Au Maghreb, l’Algérie est touchée par plusieurs conflits. La guerre civile a baissé d’intensité mais n’a pas cessé. Des groupes islamistes, ou réputés tels, sévissent principalement dans l’Ouest du pays mais aussi dans l’environnement rural d’Alger. Ils infligent de temps à autre de sévères coups à l’armée et continuent leurs assassinats sauvages de civils. La Kabylie est en rébellion ouverte vis-à-vis du pouvoir central : elle exige la reconnaissance de son particularisme culturel mais exprime surtout la désespérance de ses jeunes générations devant le non-développement.
Au Sahara, l’Algérie soutient le Front Polisario qui revendique l’indépendance du Sahara occidental, conquis par le Maroc au terme d’une "marche verte", il y a trente ans. Le Maroc est maintenant solidement installé et les efforts de l’ONU pour mettre fin au conflit se heurtent à des manœuvres dilatoires. Le Maroc ne permettra jamais à l’Algérie d’atteindre l’Atlantique par sahraouis interposés ; c’est vital pour lui.
La Tunisie et la Libye ne connaissent pas de conflit ouvert mais vivent sous des régimes "forts" ne tolérant aucune opposition politique. Les interventions extérieures de la Libye sont moins voyantes mais elle est toujours considérée comme menaçante, parfois même loin de ses frontières. L’Égypte est agitée par l’islamisme et les groupes chrétiens coptes (6 millions de personnes ?) font l’objet d’une persécution larvée connaissant quelques épisodes sanglants.

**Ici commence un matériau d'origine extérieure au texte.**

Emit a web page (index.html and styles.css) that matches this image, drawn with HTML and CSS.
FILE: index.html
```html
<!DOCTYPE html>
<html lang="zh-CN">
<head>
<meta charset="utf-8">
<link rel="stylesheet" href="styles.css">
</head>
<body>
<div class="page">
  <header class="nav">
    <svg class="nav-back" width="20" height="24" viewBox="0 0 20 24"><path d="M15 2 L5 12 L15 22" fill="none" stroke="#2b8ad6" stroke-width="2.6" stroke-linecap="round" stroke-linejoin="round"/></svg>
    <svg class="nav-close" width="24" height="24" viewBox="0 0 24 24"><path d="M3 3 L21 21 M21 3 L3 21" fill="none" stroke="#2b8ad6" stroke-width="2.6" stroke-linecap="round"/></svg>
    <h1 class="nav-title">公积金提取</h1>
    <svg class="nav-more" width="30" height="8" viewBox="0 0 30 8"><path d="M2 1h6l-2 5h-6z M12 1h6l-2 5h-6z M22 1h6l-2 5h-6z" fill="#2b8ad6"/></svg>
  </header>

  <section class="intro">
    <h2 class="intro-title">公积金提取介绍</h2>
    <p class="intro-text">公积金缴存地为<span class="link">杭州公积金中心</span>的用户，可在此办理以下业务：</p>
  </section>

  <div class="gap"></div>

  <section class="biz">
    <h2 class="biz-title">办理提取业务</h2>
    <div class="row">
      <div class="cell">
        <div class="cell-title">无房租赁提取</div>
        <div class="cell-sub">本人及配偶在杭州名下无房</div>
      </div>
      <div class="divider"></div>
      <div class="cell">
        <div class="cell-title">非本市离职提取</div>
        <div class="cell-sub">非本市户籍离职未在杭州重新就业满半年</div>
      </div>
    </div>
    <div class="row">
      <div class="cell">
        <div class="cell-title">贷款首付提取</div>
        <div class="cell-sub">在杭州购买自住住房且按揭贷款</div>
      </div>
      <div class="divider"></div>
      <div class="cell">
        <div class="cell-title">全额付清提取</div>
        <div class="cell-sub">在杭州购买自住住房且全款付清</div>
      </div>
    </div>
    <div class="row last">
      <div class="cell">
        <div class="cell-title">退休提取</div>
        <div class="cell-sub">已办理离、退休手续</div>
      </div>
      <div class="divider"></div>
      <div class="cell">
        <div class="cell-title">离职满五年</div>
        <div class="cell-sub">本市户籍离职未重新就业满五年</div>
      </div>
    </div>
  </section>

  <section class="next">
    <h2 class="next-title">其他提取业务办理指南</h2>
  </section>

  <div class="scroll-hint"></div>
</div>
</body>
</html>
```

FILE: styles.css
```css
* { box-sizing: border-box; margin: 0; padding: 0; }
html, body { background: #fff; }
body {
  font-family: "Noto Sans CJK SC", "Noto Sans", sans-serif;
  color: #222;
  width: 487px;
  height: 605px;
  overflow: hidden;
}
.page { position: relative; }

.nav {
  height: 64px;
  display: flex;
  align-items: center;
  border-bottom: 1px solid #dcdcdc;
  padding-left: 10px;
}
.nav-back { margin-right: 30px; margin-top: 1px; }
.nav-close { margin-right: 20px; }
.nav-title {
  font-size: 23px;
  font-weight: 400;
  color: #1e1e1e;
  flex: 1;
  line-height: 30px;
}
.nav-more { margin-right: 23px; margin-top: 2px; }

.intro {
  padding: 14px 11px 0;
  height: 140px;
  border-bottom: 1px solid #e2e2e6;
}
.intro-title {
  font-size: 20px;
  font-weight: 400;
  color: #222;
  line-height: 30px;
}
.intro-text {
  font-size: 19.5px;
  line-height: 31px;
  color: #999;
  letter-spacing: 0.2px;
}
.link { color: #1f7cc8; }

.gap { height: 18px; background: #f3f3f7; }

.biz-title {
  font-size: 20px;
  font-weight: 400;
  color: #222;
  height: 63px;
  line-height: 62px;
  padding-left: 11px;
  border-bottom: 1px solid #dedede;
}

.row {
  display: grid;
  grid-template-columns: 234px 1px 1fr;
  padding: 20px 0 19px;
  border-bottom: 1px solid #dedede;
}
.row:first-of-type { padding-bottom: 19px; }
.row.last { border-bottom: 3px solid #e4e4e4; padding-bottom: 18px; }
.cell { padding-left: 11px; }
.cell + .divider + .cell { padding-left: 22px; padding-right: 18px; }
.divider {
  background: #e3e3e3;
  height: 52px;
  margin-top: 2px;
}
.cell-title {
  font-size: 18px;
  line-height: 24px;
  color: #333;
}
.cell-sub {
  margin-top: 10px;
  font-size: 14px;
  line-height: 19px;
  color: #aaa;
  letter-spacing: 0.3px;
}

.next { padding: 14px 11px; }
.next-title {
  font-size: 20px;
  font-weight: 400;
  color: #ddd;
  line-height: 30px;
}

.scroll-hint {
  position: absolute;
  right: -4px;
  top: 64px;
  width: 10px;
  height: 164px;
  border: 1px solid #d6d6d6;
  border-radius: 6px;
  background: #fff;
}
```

Les États de la bordure méridionale du Sahara sont sporadiquement agités par des oppositions armées à coloration ethnique : le Sénégal et la Mauritanie se sont heurtés à propos du contrôle de la vallée du fleuve (vingt ans après les expulsés commencent à revenir en Mauritanie ; le Mali et le Niger ont maille à partir avec leurs populations touaregs. Le Sénégal doit toujours faire face à l’irrédentisme de la Casamance : des groupes armés sillonnent la brousse malgré plusieurs tentatives d’accord avec les chefs "historiques" de la rébellion. L’assassinat de quatre Français en Mauritanie montre le peu de contrôle des États sur les espaces sahariens. On demande même à la coopération militaire française d’y recréer les compagnies sahariennes qui, au temps colonial, y pourchassaient les groupes armés de pillards…

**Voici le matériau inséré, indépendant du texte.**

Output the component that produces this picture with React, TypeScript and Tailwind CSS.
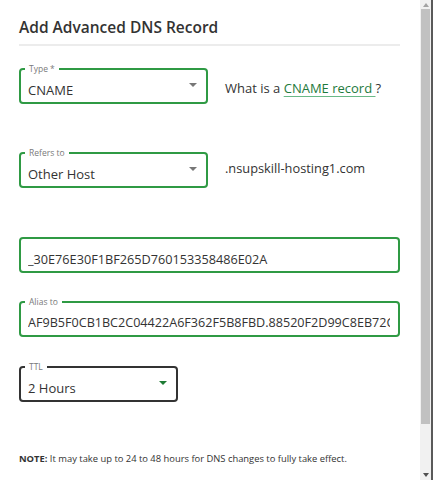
import React from "react";

const GREEN = "border-[#2f9a44]";

function Caret({ className }: { className: string }) {
  return (
    <svg width="8" height="4" viewBox="0 0 8 4" className={className}>
      <path d="M0 0 L8 0 L4 4 Z" fill="currentColor" />
    </svg>
  );
}

function Field({
  label,
  value,
  width,
  border,
  caret,
  caretColor,
  textSize = "text-[13px]",
}: {
  label?: string;
  value: string;
  width: string;
  border: string;
  caret?: boolean;
  caretColor?: string;
  textSize?: string;
}) {
  return (
    <div className={`relative h-[36px] ${width} rounded-[4px] border-2 ${border} flex items-end pb-[3px] pl-[7px] pr-[8px]`}>
      {label && (
        <span className="absolute left-[4px] top-[-7px] bg-white px-[4px] text-[8.5px] leading-[12px] text-[#7a7a7a]">
          {label}
        </span>
      )}
      <span className={`min-w-0 flex-1 overflow-hidden whitespace-nowrap ${textSize} leading-[18px] text-[#333]`}>
        {value}
      </span>
      {caret && <Caret className={`${caretColor} mb-[12px] mr-[1px] shrink-0`} />}
    </div>
  );
}

export default function App() {
  return (
    <div
      className="flex h-[480px] w-[433px] overflow-hidden bg-white"
      style={{ fontFamily: '"Open Sans", "Noto Sans", sans-serif' }}
    >
      <div className="min-w-0 flex-1 pl-[19px] pr-[20px] pt-[15px]">
        <h1 className="text-[15.5px] font-semibold leading-[24px] text-[#333]">Add Advanced DNS Record</h1>
        <div className="mt-[5px] h-[2px] bg-[#ececec]" />

        <div className="mt-[22px] flex items-center">
          <Field label="Type *" value="CNAME" width="w-[189px]" border={GREEN} caret caretColor="text-[#777]" />
          <div className="ml-[17px] pt-[6px] text-[13px] text-[#333]">
            What is a{" "}
            <span className="text-[#1e7a3c] underline decoration-[#69b987] underline-offset-[3px]">CNAME record </span>?
          </div>
        </div>

        <div className="mt-[48px] flex items-center">
          <Field label="Refers to" value="Other Host" width="w-[189px]" border={GREEN} caret caretColor="text-[#777]" />
          <div className="ml-[17px] pb-[3px] text-[12.8px] text-[#333]">.nsupskill-hosting1.com</div>
        </div>

        <div className="mt-[49px]">
          <Field value="_30E76E30F1BF265D760153358486E02A" width="w-full" border={GREEN} textSize="text-[12.7px]" />
        </div>

        <div className="mt-[28px]">
          <Field label="Alias to" value="AF9B5F0CB1BC2C04422A6F362F5B8FBD.88520F2D99C8EB72C3A0D6B1F2.comodoca.com" width="w-full" border={GREEN} textSize="text-[12.6px]" />
        </div>

        <div className="mt-[29px]">
          <Field label="TTL" value="2 Hours" width="w-[159px]" border="border-[#333]" caret caretColor="text-[#1e7b34]" />
        </div>

        <p className="mt-[51px] text-[9.4px] leading-[12px] text-[#333]">
          <span className="font-bold">NOTE:</span> It may take up to 24 to 48 hours for DNS changes to fully take effect.
        </p>
      </div>

      <div className="flex h-full w-[13px] shrink-0 flex-col border-r-2 border-[#5a5a5a] bg-[#f1f1f1]">
        <div className="flex h-[9px] items-center justify-center">
          <svg width="6" height="4" viewBox="0 0 6 4"><path d="M0 4 L6 4 L3 0 Z" fill="#a3a3a3" /></svg>
        </div>
        <div className="mx-[1px] h-[415px] bg-[#c1c1c1]" />
        <div className="flex-1" />
        <div className="flex h-[10px] items-center justify-center">
          <svg width="6" height="4" viewBox="0 0 6 4"><path d="M0 0 L6 0 L3 4 Z" fill="#505050" /></svg>
        </div>
      </div>
    </div>
  );
}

Afrique occidentale. La paix civile est revenue en Sierra Leone grâce à un effort militaire, administratif et financier britannique appuyant une opération de l’ONU. Le Liberia a retrouvé la paix mais l’insécurité reste grande et déborde sur les pays voisins : la frontière avec la Guinée (où la fin de Lansana Conté s’accompagne de soubresauts) a été le théâtre de violents combats et l’Ouest de la Côte d’Ivoire en a fait les frais.

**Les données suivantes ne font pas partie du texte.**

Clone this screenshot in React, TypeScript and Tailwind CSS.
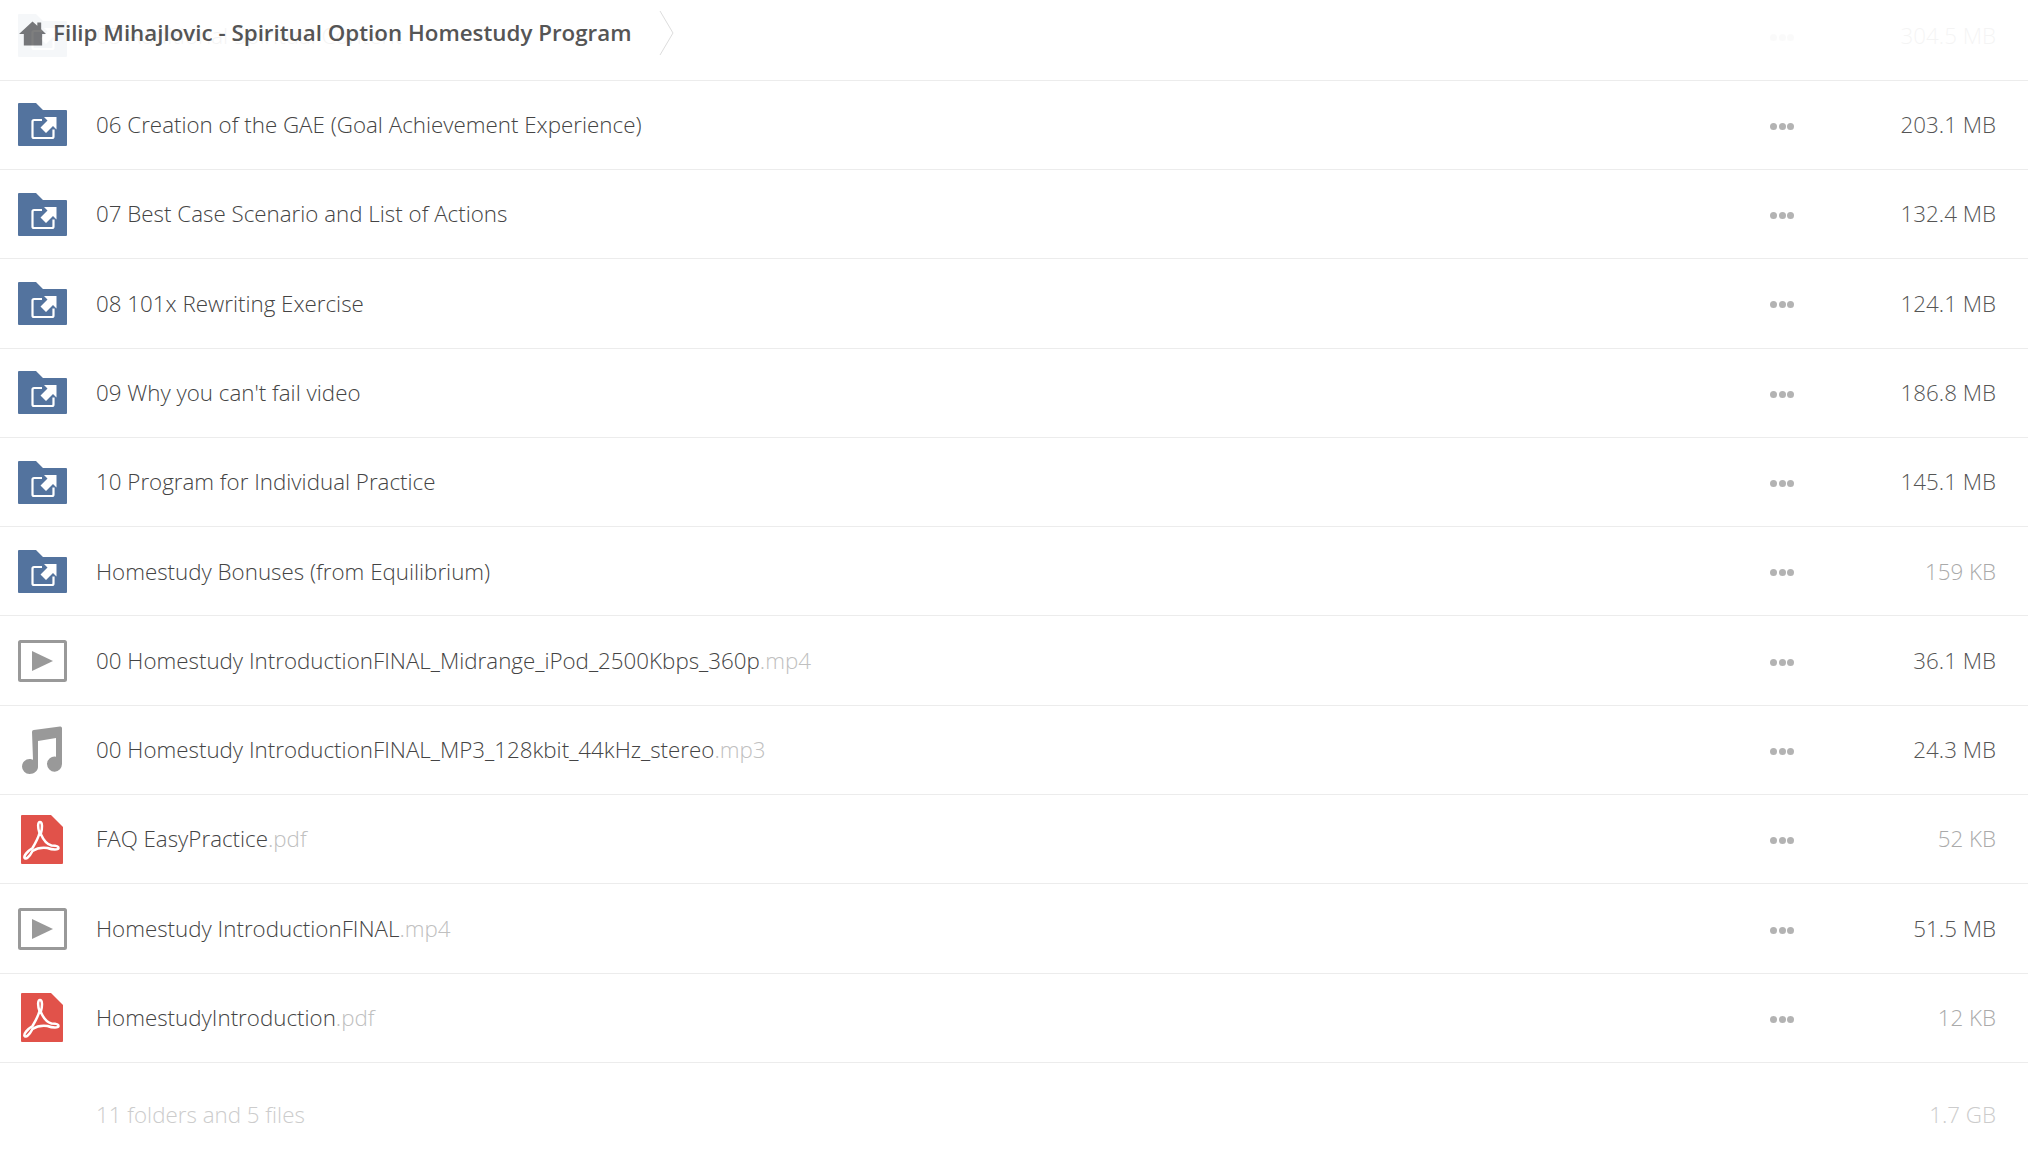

Mais c’est la situation nigériane qui apporte les plus grandes inquiétudes. La mise en place de la charia, la loi islamique, dans les États du Nord s’accompagne de grandes violences entre populations autochtones et migrants venus du sud du pays et le plus souvent chrétiens. L’opposition entre les cultures islamo-sahéliennes du Nord et les peuples forestiers du Golfe de Guinée avait valu au Nigeria la terrible guerre du Biafra, il y a plus de trente ans, lorsque les Ibos avaient tenté de quitter la Fédération. Au XIXe siècle, la colonisation avait arrêté le mouvement de conquête des émirats musulmans peuls vers l’Est et le Sud. Reprend-il aujourd’hui ? Le Nigeria, fort de plus de 100 millions d’habitants, riche de son pétrole et d’une industrie naissante, est le stabilisateur de l’Afrique de l’Ouest ; il fournit l’essentiel des troupes de l’Ecomog, la force de paix ouest-africaine. Mais son gouvernement fédéral n’arrive pas à dominer l’islamisation des états du Nord, tenue pourtant pour illégale, ni à réduire la corruption qui détourne les revenus du pétrole vers la constitution de grandes fortunes privées. Dans la zone pétrolière, les populations ne récoltent pratiquement rien des revenus perçus par l’État sur les exploitants pétroliers. Des mouvements sporadiques de révolte amènent de plus en plus fréquemment l’occupation d’installations pétrolières. Celle-ci a baissé de 25% à cause de ces mouvements.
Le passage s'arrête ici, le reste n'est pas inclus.